**THE PROBLEM:**
Reproduce the data in its entirety, exactly as supplied.

**AVAILABLE DATA:**
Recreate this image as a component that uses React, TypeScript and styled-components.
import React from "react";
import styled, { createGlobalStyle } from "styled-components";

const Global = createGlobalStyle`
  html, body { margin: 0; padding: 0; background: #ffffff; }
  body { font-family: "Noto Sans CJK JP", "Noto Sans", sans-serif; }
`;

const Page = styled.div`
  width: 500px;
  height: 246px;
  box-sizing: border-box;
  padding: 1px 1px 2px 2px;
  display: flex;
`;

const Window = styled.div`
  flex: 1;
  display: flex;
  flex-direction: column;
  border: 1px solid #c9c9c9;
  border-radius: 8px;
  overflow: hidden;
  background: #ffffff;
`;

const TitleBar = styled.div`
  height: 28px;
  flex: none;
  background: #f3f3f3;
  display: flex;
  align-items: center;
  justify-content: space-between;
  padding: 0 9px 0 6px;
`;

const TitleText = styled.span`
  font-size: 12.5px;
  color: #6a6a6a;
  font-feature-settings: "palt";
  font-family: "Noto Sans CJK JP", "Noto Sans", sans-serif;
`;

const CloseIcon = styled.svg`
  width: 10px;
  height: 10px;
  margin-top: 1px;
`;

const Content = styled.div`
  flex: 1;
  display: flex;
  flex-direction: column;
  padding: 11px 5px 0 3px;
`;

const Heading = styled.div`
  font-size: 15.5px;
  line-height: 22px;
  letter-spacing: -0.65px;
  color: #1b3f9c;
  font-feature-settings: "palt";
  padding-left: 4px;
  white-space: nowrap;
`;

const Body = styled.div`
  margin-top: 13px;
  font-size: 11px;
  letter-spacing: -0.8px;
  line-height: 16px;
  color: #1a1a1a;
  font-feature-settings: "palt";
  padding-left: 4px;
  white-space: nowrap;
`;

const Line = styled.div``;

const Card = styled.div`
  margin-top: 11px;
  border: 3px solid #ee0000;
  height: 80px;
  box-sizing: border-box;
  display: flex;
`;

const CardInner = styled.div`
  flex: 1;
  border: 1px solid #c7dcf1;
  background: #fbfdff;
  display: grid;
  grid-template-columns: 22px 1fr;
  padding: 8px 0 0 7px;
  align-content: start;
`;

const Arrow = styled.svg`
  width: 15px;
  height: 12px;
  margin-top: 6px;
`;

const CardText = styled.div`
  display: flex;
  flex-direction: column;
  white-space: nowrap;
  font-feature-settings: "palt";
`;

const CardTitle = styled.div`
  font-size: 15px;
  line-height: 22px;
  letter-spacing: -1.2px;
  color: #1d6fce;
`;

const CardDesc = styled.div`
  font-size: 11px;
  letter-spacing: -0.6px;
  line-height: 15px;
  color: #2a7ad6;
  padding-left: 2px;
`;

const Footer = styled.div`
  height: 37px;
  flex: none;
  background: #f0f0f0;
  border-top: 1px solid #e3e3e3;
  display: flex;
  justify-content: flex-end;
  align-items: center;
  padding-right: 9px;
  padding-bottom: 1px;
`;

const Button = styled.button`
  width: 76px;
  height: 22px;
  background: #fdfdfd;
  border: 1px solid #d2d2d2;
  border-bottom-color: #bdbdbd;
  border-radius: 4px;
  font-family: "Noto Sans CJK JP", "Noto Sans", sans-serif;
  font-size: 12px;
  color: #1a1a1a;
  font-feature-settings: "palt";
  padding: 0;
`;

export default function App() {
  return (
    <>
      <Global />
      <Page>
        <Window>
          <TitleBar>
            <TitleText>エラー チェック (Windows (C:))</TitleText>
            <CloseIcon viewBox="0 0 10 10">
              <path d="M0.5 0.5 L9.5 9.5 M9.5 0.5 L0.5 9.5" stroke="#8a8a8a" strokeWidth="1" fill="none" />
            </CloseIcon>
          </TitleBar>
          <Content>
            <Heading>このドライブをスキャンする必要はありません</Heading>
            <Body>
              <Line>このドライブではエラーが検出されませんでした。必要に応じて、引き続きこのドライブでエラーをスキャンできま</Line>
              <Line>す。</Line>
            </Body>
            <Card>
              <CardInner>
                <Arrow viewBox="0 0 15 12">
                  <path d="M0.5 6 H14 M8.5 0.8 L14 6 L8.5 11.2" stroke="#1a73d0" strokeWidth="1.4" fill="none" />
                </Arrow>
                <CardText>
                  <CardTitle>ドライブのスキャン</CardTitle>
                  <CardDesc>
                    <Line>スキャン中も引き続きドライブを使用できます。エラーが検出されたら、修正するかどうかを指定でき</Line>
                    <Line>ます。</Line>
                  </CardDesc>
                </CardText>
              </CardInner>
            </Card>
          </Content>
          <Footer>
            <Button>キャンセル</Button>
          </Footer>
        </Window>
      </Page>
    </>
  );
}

**COMPLETE OUTPUT:**
Recreate this image as a component that uses React, TypeScript and styled-components.
import React from "react";
import styled, { createGlobalStyle } from "styled-components";

const Global = createGlobalStyle`
  html, body { margin: 0; padding: 0; background: #ffffff; }
  body { font-family: "Noto Sans CJK JP", "Noto Sans", sans-serif; }
`;

const Page = styled.div`
  width: 500px;
  height: 246px;
  box-sizing: border-box;
  padding: 1px 1px 2px 2px;
  display: flex;
`;

const Window = styled.div`
  flex: 1;
  display: flex;
  flex-direction: column;
  border: 1px solid #c9c9c9;
  border-radius: 8px;
  overflow: hidden;
  background: #ffffff;
`;

const TitleBar = styled.div`
  height: 28px;
  flex: none;
  background: #f3f3f3;
  display: flex;
  align-items: center;
  justify-content: space-between;
  padding: 0 9px 0 6px;
`;

const TitleText = styled.span`
  font-size: 12.5px;
  color: #6a6a6a;
  font-feature-settings: "palt";
  font-family: "Noto Sans CJK JP", "Noto Sans", sans-serif;
`;

const CloseIcon = styled.svg`
  width: 10px;
  height: 10px;
  margin-top: 1px;
`;

const Content = styled.div`
  flex: 1;
  display: flex;
  flex-direction: column;
  padding: 11px 5px 0 3px;
`;

const Heading = styled.div`
  font-size: 15.5px;
  line-height: 22px;
  letter-spacing: -0.65px;
  color: #1b3f9c;
  font-feature-settings: "palt";
  padding-left: 4px;
  white-space: nowrap;
`;

const Body = styled.div`
  margin-top: 13px;
  font-size: 11px;
  letter-spacing: -0.8px;
  line-height: 16px;
  color: #1a1a1a;
  font-feature-settings: "palt";
  padding-left: 4px;
  white-space: nowrap;
`;

const Line = styled.div``;

const Card = styled.div`
  margin-top: 11px;
  border: 3px solid #ee0000;
  height: 80px;
  box-sizing: border-box;
  display: flex;
`;

const CardInner = styled.div`
  flex: 1;
  border: 1px solid #c7dcf1;
  background: #fbfdff;
  display: grid;
  grid-template-columns: 22px 1fr;
  padding: 8px 0 0 7px;
  align-content: start;
`;

const Arrow = styled.svg`
  width: 15px;
  height: 12px;
  margin-top: 6px;
`;

const CardText = styled.div`
  display: flex;
  flex-direction: column;
  white-space: nowrap;
  font-feature-settings: "palt";
`;

const CardTitle = styled.div`
  font-size: 15px;
  line-height: 22px;
  letter-spacing: -1.2px;
  color: #1d6fce;
`;

const CardDesc = styled.div`
  font-size: 11px;
  letter-spacing: -0.6px;
  line-height: 15px;
  color: #2a7ad6;
  padding-left: 2px;
`;

const Footer = styled.div`
  height: 37px;
  flex: none;
  background: #f0f0f0;
  border-top: 1px solid #e3e3e3;
  display: flex;
  justify-content: flex-end;
  align-items: center;
  padding-right: 9px;
  padding-bottom: 1px;
`;

const Button = styled.button`
  width: 76px;
  height: 22px;
  background: #fdfdfd;
  border: 1px solid #d2d2d2;
  border-bottom-color: #bdbdbd;
  border-radius: 4px;
  font-family: "Noto Sans CJK JP", "Noto Sans", sans-serif;
  font-size: 12px;
  color: #1a1a1a;
  font-feature-settings: "palt";
  padding: 0;
`;

export default function App() {
  return (
    <>
      <Global />
      <Page>
        <Window>
          <TitleBar>
            <TitleText>エラー チェック (Windows (C:))</TitleText>
            <CloseIcon viewBox="0 0 10 10">
              <path d="M0.5 0.5 L9.5 9.5 M9.5 0.5 L0.5 9.5" stroke="#8a8a8a" strokeWidth="1" fill="none" />
            </CloseIcon>
          </TitleBar>
          <Content>
            <Heading>このドライブをスキャンする必要はありません</Heading>
            <Body>
              <Line>このドライブではエラーが検出されませんでした。必要に応じて、引き続きこのドライブでエラーをスキャンできま</Line>
              <Line>す。</Line>
            </Body>
            <Card>
              <CardInner>
                <Arrow viewBox="0 0 15 12">
                  <path d="M0.5 6 H14 M8.5 0.8 L14 6 L8.5 11.2" stroke="#1a73d0" strokeWidth="1.4" fill="none" />
                </Arrow>
                <CardText>
                  <CardTitle>ドライブのスキャン</CardTitle>
                  <CardDesc>
                    <Line>スキャン中も引き続きドライブを使用できます。エラーが検出されたら、修正するかどうかを指定でき</Line>
                    <Line>ます。</Line>
                  </CardDesc>
                </CardText>
              </CardInner>
            </Card>
          </Content>
          <Footer>
            <Button>キャンセル</Button>
          </Footer>
        </Window>
      </Page>
    </>
  );
}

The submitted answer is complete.